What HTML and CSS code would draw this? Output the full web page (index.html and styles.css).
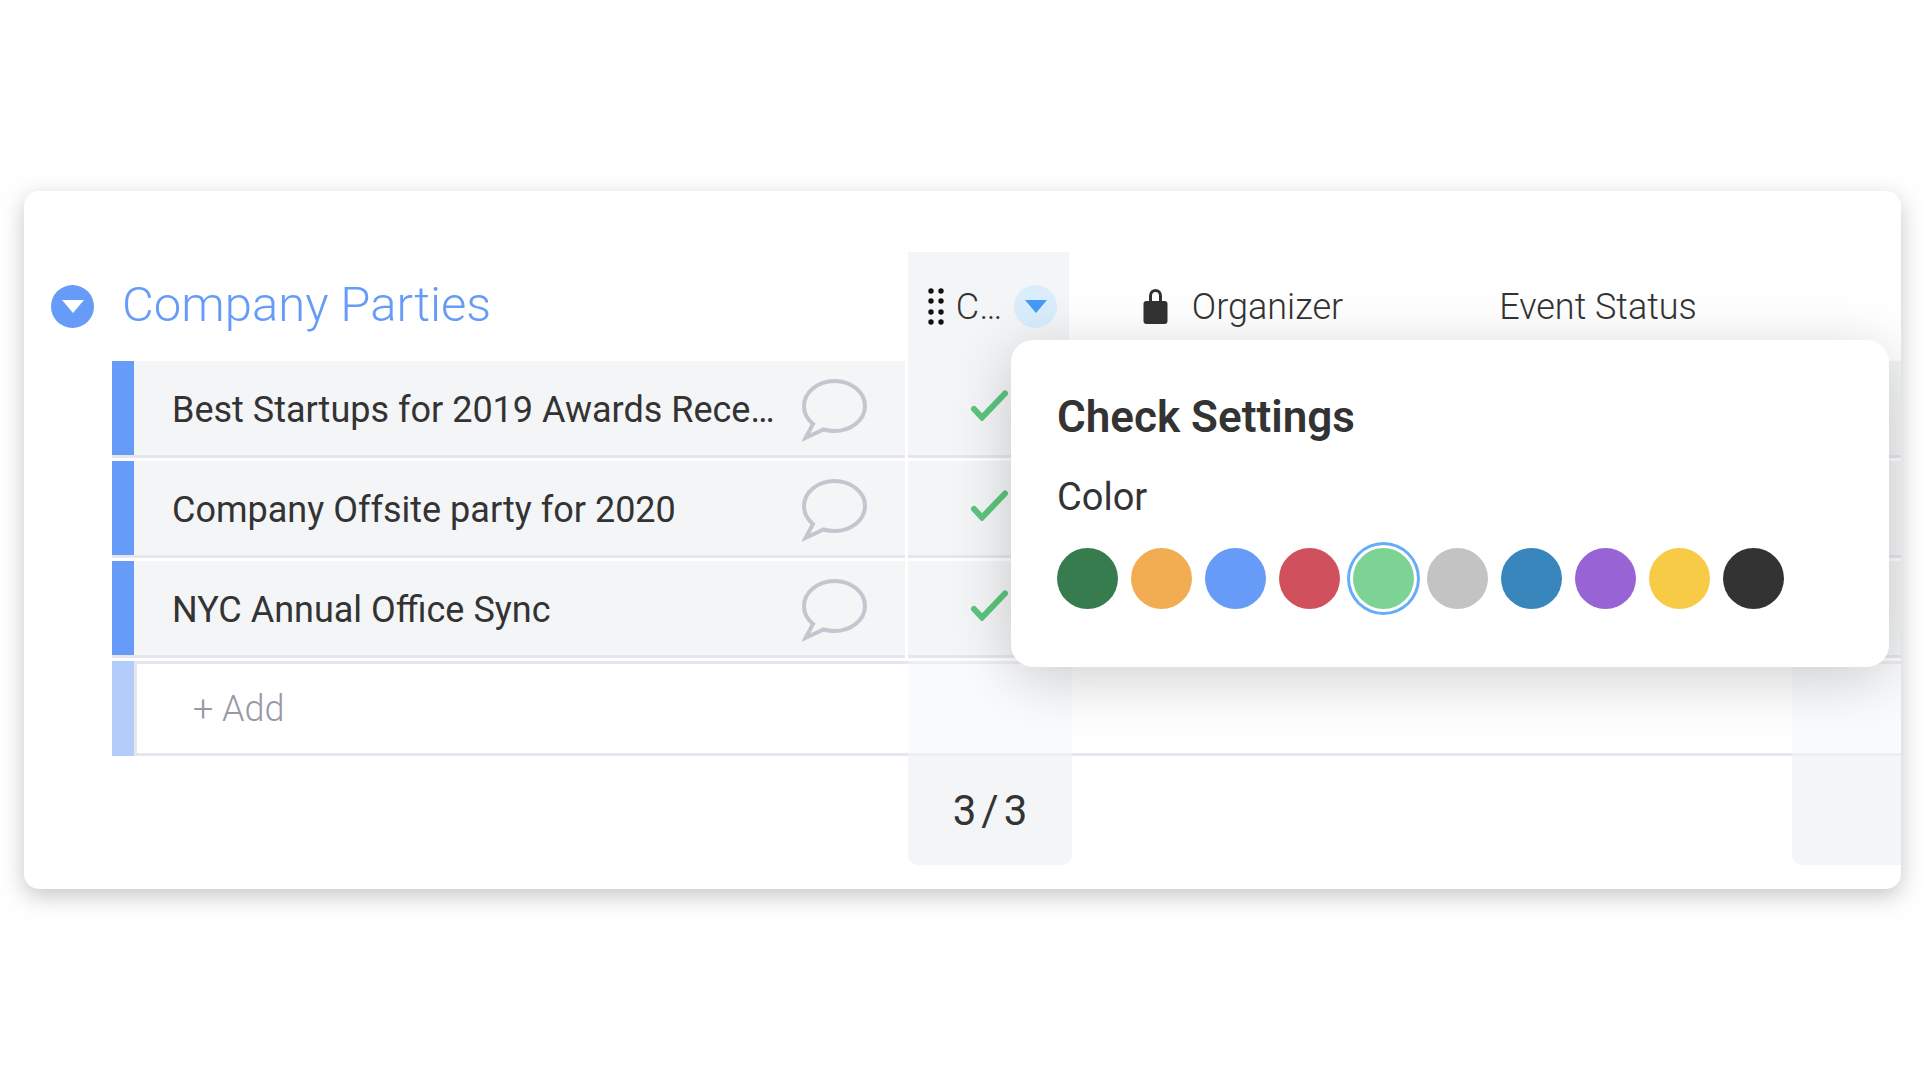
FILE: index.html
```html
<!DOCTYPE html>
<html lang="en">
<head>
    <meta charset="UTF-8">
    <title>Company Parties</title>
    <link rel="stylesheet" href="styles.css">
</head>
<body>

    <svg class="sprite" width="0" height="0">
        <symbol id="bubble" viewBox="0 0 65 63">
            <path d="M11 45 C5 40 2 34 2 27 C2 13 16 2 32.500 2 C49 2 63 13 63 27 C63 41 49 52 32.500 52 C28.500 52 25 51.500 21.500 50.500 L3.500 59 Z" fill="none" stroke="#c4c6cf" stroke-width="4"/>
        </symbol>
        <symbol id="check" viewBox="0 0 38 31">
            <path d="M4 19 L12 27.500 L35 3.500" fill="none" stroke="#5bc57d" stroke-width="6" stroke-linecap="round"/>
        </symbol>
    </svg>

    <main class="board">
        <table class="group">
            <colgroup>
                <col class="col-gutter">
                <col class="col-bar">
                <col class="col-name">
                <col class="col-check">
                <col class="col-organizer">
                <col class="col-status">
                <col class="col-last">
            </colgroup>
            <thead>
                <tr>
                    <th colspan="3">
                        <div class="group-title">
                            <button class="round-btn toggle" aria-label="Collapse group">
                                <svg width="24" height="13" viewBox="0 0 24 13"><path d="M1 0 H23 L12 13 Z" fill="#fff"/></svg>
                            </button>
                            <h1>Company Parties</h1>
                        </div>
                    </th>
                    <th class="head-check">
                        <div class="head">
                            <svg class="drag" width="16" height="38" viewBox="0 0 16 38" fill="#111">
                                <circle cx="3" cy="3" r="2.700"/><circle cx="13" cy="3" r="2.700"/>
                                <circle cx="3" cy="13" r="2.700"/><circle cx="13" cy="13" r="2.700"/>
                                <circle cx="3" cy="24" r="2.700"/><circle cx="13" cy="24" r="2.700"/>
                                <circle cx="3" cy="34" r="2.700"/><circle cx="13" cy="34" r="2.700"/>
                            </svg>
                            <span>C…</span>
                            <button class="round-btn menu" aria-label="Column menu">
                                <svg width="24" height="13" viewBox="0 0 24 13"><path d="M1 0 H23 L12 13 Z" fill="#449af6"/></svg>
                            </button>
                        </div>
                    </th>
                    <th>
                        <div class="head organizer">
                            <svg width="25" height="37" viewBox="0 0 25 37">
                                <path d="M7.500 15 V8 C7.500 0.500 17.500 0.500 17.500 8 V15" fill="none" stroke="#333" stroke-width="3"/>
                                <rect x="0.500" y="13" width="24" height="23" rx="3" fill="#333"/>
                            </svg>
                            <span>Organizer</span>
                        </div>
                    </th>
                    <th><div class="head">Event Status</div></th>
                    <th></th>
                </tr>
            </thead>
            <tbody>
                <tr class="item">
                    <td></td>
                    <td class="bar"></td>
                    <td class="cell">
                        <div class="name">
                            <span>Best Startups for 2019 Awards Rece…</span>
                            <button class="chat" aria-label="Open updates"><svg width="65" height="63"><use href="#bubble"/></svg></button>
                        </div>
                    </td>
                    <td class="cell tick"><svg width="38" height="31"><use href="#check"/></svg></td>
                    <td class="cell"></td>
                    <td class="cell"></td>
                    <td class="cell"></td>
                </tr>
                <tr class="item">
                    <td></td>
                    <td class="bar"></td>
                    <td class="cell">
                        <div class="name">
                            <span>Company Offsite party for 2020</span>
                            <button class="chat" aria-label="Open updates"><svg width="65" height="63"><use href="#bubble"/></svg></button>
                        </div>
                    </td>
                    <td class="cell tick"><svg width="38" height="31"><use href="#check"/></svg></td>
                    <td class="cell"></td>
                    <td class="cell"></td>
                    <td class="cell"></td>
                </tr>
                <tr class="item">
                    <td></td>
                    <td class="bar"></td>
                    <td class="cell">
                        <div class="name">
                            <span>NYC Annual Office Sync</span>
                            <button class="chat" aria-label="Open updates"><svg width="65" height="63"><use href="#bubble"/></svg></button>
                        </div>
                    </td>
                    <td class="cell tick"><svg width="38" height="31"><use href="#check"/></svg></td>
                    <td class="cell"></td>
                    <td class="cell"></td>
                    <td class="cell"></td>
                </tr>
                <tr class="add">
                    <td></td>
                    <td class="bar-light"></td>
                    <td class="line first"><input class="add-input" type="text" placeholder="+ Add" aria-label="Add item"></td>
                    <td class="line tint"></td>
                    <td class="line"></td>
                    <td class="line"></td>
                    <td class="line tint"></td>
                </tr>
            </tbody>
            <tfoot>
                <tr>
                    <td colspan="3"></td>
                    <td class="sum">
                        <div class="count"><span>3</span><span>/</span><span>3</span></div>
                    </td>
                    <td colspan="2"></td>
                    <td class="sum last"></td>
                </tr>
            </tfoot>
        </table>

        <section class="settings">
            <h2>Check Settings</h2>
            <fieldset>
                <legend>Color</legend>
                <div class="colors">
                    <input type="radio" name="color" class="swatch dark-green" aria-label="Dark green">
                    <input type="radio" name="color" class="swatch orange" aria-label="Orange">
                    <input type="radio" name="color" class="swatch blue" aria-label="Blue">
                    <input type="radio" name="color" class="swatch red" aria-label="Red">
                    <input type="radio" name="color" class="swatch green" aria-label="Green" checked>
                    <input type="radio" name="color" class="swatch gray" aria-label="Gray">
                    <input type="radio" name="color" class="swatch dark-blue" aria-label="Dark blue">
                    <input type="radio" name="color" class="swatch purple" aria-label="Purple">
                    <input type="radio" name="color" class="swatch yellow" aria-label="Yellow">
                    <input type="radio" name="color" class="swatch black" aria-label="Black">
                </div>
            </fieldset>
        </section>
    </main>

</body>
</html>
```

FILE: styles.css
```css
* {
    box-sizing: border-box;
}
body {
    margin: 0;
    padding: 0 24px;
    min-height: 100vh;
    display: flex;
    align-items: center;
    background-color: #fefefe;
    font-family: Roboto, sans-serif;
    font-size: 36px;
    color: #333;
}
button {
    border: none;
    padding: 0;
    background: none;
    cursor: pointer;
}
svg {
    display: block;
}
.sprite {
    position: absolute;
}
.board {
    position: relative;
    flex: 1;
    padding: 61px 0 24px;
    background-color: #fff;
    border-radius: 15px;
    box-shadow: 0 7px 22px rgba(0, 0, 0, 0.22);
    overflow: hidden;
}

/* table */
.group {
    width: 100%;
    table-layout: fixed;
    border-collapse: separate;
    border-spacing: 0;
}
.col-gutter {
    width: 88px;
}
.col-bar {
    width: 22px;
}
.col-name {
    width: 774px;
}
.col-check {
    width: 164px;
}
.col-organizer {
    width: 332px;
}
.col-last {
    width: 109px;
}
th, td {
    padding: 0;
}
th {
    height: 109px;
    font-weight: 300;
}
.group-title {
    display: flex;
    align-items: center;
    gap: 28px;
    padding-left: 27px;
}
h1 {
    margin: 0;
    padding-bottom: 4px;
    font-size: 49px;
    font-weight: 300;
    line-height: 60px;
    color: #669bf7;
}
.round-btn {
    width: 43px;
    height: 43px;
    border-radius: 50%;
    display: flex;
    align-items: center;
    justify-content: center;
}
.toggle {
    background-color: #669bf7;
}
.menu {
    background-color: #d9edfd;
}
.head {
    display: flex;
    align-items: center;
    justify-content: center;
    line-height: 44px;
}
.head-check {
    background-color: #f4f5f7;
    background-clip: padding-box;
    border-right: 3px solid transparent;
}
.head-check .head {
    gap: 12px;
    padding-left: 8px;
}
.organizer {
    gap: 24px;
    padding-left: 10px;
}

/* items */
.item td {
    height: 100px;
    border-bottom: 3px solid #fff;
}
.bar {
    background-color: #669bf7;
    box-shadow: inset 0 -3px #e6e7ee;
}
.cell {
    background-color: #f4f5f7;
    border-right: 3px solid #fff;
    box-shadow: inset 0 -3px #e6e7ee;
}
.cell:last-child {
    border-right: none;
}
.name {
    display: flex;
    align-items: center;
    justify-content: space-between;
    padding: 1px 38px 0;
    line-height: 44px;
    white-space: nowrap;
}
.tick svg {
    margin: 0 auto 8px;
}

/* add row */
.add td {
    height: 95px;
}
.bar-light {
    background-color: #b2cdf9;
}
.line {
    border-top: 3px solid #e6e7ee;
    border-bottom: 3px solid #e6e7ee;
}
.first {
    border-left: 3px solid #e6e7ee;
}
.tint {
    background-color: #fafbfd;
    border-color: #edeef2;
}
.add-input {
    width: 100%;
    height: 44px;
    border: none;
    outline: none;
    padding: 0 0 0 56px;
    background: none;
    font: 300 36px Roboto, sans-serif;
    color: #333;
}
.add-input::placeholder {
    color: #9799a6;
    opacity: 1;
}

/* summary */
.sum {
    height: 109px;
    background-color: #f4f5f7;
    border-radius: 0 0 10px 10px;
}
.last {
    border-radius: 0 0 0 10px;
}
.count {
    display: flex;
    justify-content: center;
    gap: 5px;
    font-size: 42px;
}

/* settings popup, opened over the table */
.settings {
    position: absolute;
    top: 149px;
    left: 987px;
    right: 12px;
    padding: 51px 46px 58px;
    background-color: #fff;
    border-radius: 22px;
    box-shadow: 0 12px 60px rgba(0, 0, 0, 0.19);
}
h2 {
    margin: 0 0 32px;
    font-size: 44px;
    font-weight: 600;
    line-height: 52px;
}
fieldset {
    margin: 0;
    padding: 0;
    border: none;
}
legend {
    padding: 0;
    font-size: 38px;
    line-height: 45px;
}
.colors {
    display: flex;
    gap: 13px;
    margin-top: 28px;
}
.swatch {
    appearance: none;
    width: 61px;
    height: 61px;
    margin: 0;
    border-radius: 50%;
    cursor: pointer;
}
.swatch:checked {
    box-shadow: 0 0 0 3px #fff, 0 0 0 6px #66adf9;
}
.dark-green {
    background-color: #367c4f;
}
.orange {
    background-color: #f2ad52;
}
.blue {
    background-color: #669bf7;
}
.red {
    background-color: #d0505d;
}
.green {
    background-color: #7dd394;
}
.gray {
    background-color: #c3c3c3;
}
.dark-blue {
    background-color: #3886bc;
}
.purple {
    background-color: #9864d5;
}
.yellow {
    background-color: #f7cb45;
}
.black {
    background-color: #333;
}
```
•••••
*Given request*. Which lines contain "styles"? Copy each of them out.

*Final result*.
What HTML and CSS code would draw this? Output the full web page (index.html and styles.css).
    <link rel="stylesheet" href="styles.css">
FILE: styles.css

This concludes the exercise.